The US has been prepared to turn a blind eye to Kagame’s record of repression until now because it has been useful to American interests. The Financial Times Africa editor William Wallis acknowledged the impact that the presence of China has had on Western influence in Rwanda. But he also blamed the West for the lack of democracy in Rwanda.
“With one hand the US”, Wallis wrote, “the [European Union] and other donors encourage and finance elections. With the other, they routinely accept the outcome regardless of how dubious the manner in which it is achieved”.
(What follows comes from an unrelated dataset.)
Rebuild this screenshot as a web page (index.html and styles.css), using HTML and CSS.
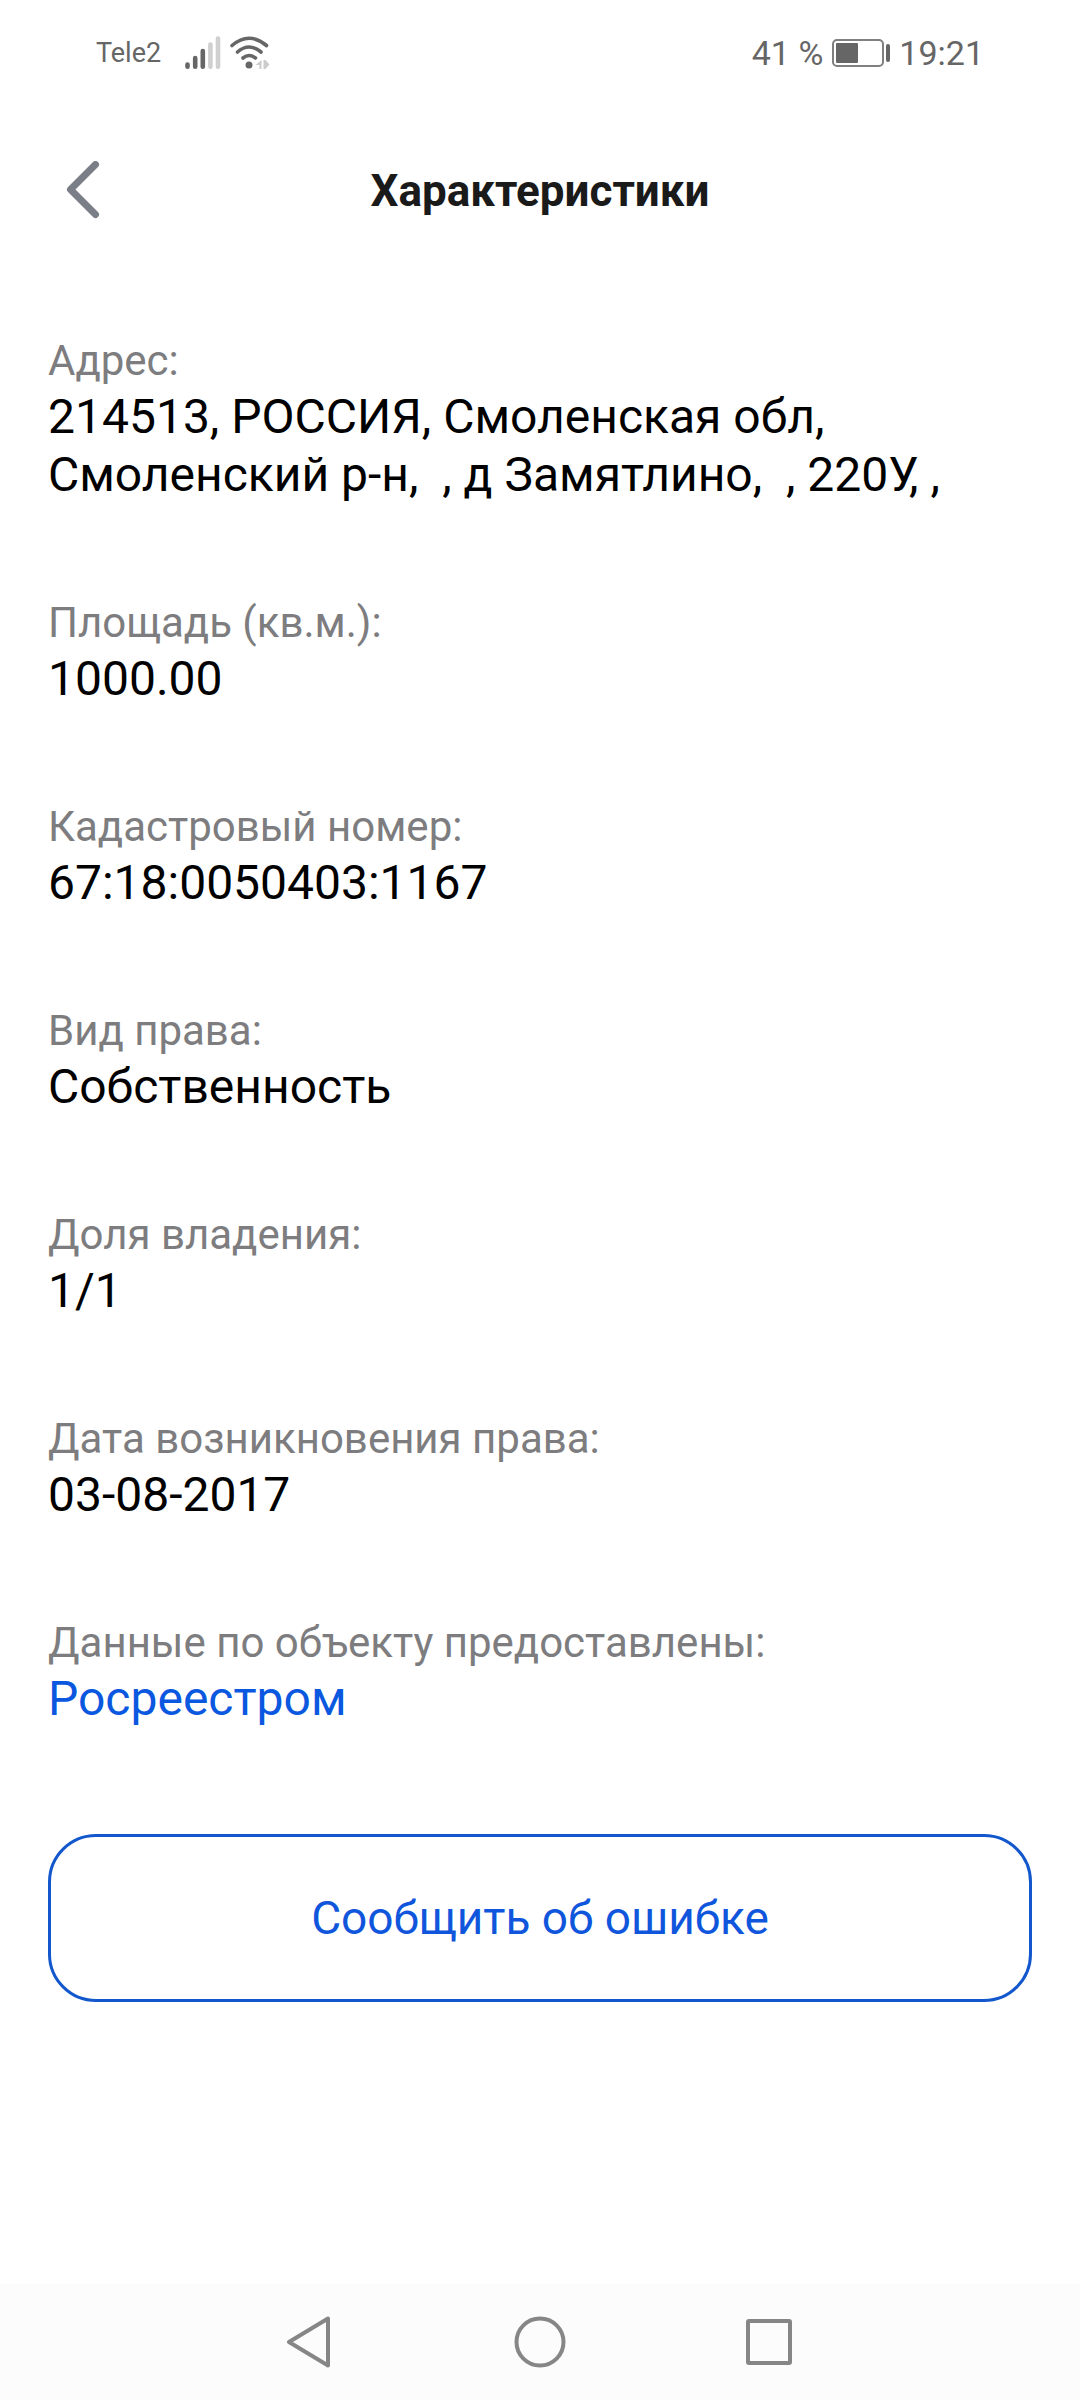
FILE: index.html
```html
<!DOCTYPE html>
<html lang="ru">
<head>
<meta charset="utf-8">
<meta name="viewport" content="width=device-width, initial-scale=1">
<title>Характеристики</title>
<link rel="stylesheet" href="styles.css">
</head>
<body>
<div class="screen">
  <div class="status">
    <span class="carrier">Tele2</span>
    <svg class="signal" width="36" height="34" viewBox="0 0 36 34" aria-hidden="true">
      <g fill="none" stroke-width="4.6" stroke-linecap="round">
        <path stroke="#666" d="M2.5 28.5v2.2M10.2 22v8.7M17.8 15v15.7"/>
        <path stroke="#d0d0d0" d="M25.4 8.5v22.2M33 2.5v28.2"/>
      </g>
    </svg>
    <svg class="wifi" width="40" height="34" viewBox="0 0 40 34" aria-hidden="true">
      <g fill="none" stroke="#666" stroke-width="3.6" stroke-linecap="round">
        <path d="M2 9.5Q19 -5 36.500 9.500"/><path d="M7.500 16Q19 6 31 16"/><path d="M13 22Q19 17 25.500 22"/>
      </g>
      <circle cx="19" cy="29" r="3.500" fill="#666"/>
      <path d="M31.500 24v9h-2v-4H25.500zM33.500 24h2l4 4.500-4 4.500h-2z" fill="#ccc"/>
    </svg>
    <span class="percent">41 %</span>
    <svg class="battery" width="58" height="28" viewBox="0 0 58 28" aria-hidden="true">
      <rect x="1" y="1" width="50" height="26" rx="4" fill="none" stroke="#808080" stroke-width="2"/>
      <rect x="4" y="4" width="22" height="20" rx="1" fill="#666"/>
      <rect x="54" y="5" width="4" height="18" rx="2" fill="#666"/>
    </svg>
    <time class="clock">19:21</time>
  </div>
  <header class="header">
    <button class="back" type="button" aria-label="Назад">
      <svg width="36" height="60" viewBox="0 0 36 60"><path d="M29.500 3.500L4.500 28.500l25 25" fill="none" stroke="#7a7e86" stroke-width="7" stroke-linecap="round" stroke-linejoin="round"/></svg>
    </button>
    <h1 class="title">Характеристики</h1>
  </header>
  <main class="main">
    <dl class="details">
      <div class="item"><dt>Адрес:</dt><dd class="address">214513, РОССИЯ, Смоленская обл, Смоленский р-н,  , д Замятлино,  , 220У, ,</dd></div>
      <div class="item"><dt>Площадь (кв.м.):</dt><dd>1000.00</dd></div>
      <div class="item"><dt>Кадастровый номер:</dt><dd>67:18:0050403:1167</dd></div>
      <div class="item"><dt>Вид права:</dt><dd>Собственность</dd></div>
      <div class="item"><dt>Доля владения:</dt><dd>1/1</dd></div>
      <div class="item"><dt>Дата возникновения права:</dt><dd>03-08-2017</dd></div>
      <div class="item"><dt>Данные по объекту предоставлены:</dt><dd><a class="link" href="#">Росреестром</a></dd></div>
    </dl>
    <button class="report" type="button">Сообщить об ошибке</button>
  </main>
  <nav class="navbar">
    <button type="button" aria-label="Назад"><svg width="52" height="52" viewBox="0 0 52 52"><path d="M44 2.500v47L5 26z"/></svg></button>
    <button type="button" aria-label="Домой"><svg width="52" height="52" viewBox="0 0 52 52"><circle cx="26" cy="26" r="23.500"/></svg></button>
    <button type="button" aria-label="Недавние"><svg width="52" height="52" viewBox="0 0 52 52"><rect x="4" y="5" width="42" height="42" rx="1"/></svg></button>
  </nav>
</div>
</body>
</html>
```
FILE: styles.css
```css
* { box-sizing: border-box; }
body { margin: 0; background: #fff; color: #000; font-family: Roboto, sans-serif; }
button { padding: 0; border: 0; background: none; font: inherit; color: inherit; }
.screen { display: flex; flex-direction: column; min-height: 100vh; }
.status { display: flex; align-items: center; height: 106px; padding: 0 96px; color: #666; font-size: 34px; }
.carrier { font-size: 27px; }
.signal { margin-left: 24px; }
.wifi { margin-left: 9px; }
.percent { margin-left: auto; }
.battery { margin: 0 9px; }
.header { display: grid; grid-template-columns: 72px 1fr 72px; align-items: center; height: 170px; padding: 0 48px; }
.back { display: flex; justify-content: center; }
.title { margin: 0; text-align: center; font-size: 44px; line-height: 50px; font-weight: 700; color: #1a1a1a; }
.main { flex: 1; padding: 58px 48px; }
.details { display: flex; flex-direction: column; gap: 92px; margin: 0; }
dt { font-size: 42px; line-height: 54px; color: #7d7d80; }
dd { margin: 0; font-size: 48px; line-height: 58px; }
.address { white-space: pre-wrap; }
.link { color: #0a57e0; text-decoration: none; }
.report { display: block; width: 100%; height: 168px; margin-top: 106px; border: 3px solid #1257cc; border-radius: 48px; color: #0f56dc; font-size: 46px; }
.navbar { display: flex; justify-content: center; align-items: center; gap: 178px; height: 116px; background: #fcfcfc; }
.navbar button { display: flex; }
.navbar svg { fill: none; stroke: #868686; stroke-width: 4; stroke-linejoin: round; }
```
The process of formally democratic elections merely added a semblance of legitimacy to “a contemporary form of one-party rule, in which incumbents use patronage, oppression and control of electoral machinery to maintain power”.
Rwanda will receive an estimated $208 million in aid from the US this year. This includes the cost of military aid—the Rwanda army is US trained. Britain contributes £46 million, or $73 million, in humanitarian aid. Unusually for a country that does not have a history as a British colony, Rwanda joined the British Commonwealth this year. Membership will allow Rwanda to play a more prominent role in East Africa, where most of the large states are former British colonies and give its political and business elite access to the English-language education that is vital for the global market.
Kagame has been advised by ex-President Bill Clinton, former UK Prime Minister Tony Blair and has developed close relations with Bill Gates. UN chief Ban Ki-Moon even appointed Kagame to co-chair a committee of “superheroes to defeat poverty” to help push for progress in achieving the UN’s Millennium Development goals. Activists from the British Conservative Party regularly visit Rwanda to take part in aid projects. The country has been held up as a role model for other African countries to follow.
Despite the massive influx of aid into Rwanda, more than half of its 9.7 million population live on about 43 cents a day. Malnutrition is endemic. Almost half its children are malnourished, according to the World Food Programme. Rwanda is one of the poorest countries in the world and ranks 167 out of 182 countries on the UN Human Development Index.